Watchdog rejects complaint about hard-hitting St John Ambulance advert

Independent fact-checking organisation claimed figures used in the advert were misleading, but the Advertising Standards Authority finds in favour of the charity

The controversial advert
The controversial advert

St John Ambulance has been cleared by the Advertising Standards Authority of making unsubstantiated claims in a controversial advert.

The TV advert for the first-aid charity, an expanded version of which was also available on YouTube, featured a man being treated for cancer, recovering, then choking at a barbecue. The on-screen text at the end of the advert said: "First aid could help prevent up to 140,000 deaths every year. The same number of people that die from cancer."

The advert received 144 complaints, making it the 10th most complained about advert in 2012.

Full Fact, an independent fact-checking organisation, wrote to the ASA, arguing the claim that first aid could prevent 140,000 deaths was misleading and could not be substantiated. 

But St John Ambulance told the ASA that it had obtained cancer mortality figures for 2010 from Cancer Research UK that showed a total of 137,999 deaths in England and Wales alone for that year.

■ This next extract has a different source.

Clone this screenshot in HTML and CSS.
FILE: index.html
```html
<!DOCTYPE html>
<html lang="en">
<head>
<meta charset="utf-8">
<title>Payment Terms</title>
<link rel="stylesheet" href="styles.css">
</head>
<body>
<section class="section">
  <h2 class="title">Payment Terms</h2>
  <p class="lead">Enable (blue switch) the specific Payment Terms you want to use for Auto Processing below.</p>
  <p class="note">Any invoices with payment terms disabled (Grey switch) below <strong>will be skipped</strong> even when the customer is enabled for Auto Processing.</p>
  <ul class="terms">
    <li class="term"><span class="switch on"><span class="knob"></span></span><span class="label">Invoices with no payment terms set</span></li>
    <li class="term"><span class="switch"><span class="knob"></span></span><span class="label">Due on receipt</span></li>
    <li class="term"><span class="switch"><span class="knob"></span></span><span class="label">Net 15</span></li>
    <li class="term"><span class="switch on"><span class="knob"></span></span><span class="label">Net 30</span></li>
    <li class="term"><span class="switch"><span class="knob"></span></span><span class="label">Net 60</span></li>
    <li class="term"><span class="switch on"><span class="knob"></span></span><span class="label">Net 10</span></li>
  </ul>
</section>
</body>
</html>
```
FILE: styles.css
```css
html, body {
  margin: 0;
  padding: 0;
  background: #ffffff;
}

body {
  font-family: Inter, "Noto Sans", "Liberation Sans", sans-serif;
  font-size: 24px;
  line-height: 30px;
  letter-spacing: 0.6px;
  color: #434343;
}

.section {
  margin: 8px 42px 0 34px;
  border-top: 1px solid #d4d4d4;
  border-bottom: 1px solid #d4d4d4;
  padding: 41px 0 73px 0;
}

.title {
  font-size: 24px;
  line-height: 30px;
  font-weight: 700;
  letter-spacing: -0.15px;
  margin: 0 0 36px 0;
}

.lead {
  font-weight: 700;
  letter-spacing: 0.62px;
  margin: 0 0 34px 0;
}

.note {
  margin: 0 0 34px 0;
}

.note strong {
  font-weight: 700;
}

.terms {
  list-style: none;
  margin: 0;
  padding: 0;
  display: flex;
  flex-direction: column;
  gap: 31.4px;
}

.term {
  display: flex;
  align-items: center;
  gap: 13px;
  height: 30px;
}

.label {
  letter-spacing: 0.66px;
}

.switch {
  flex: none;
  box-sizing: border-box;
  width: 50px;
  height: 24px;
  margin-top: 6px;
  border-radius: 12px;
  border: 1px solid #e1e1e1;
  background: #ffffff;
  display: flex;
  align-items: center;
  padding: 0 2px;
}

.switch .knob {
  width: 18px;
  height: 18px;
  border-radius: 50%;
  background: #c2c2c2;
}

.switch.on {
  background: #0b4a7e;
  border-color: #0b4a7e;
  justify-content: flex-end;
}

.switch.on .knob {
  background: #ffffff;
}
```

The charity also took mortality data from the Office for National Statistics in 2010 and reviewed it for cases in which first-aid knowledge could have affected a person’s chance of survival or prevented their death. It arrived at a figure of 139,907 such deaths in 2010.

The ASA decided the advert did not breach its rules on misleading advertising and did not uphold the complaint from Full Fact.

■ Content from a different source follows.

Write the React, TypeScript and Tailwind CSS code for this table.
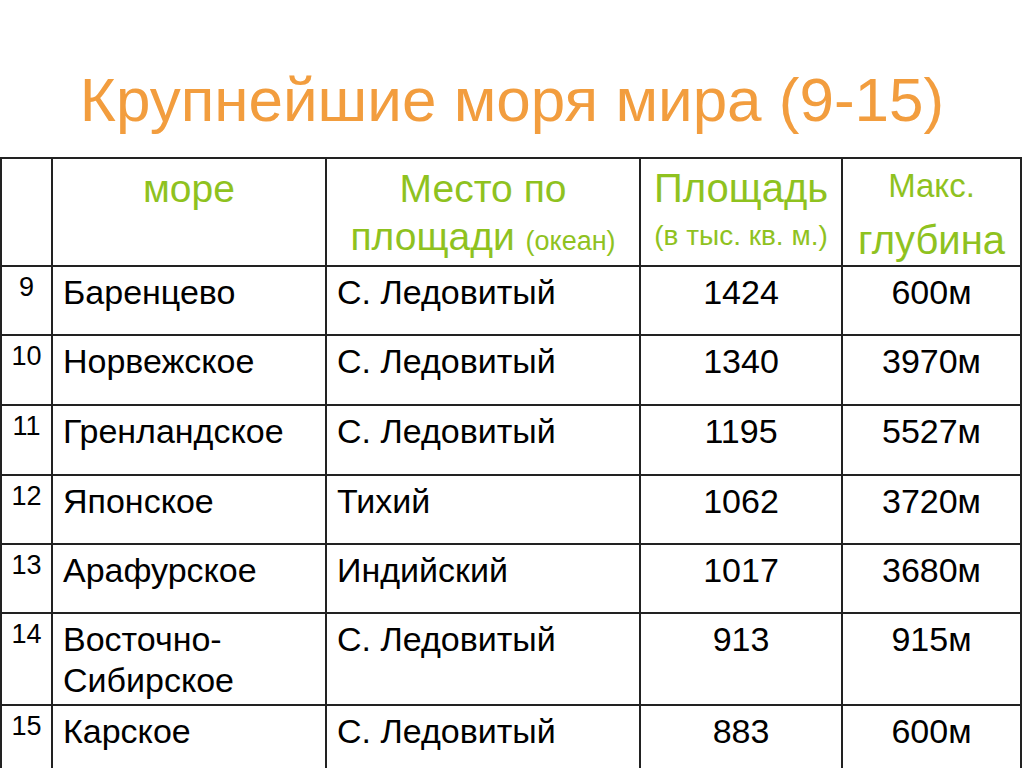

St John Ambulance welcomed the ruling, saying that 20,000 people had requested its first-aid guide in the wake of the campaign. Scott Jacobson, director of brand at St John Ambulance, said: "The ASA’s decision to reject the complaint was the right one. Since the advert first appeared, the response has been overwhelmingly positive."

But Full Fact maintained that the charity’s evidence was not strong enough. Will Moy, director of Full Fact, said: "It's no longer possible to expect blind faith from the public. To earn trust, charities must be prepared to back what they say with evidence. We believe the standard of proof for such a striking claim must be higher than this."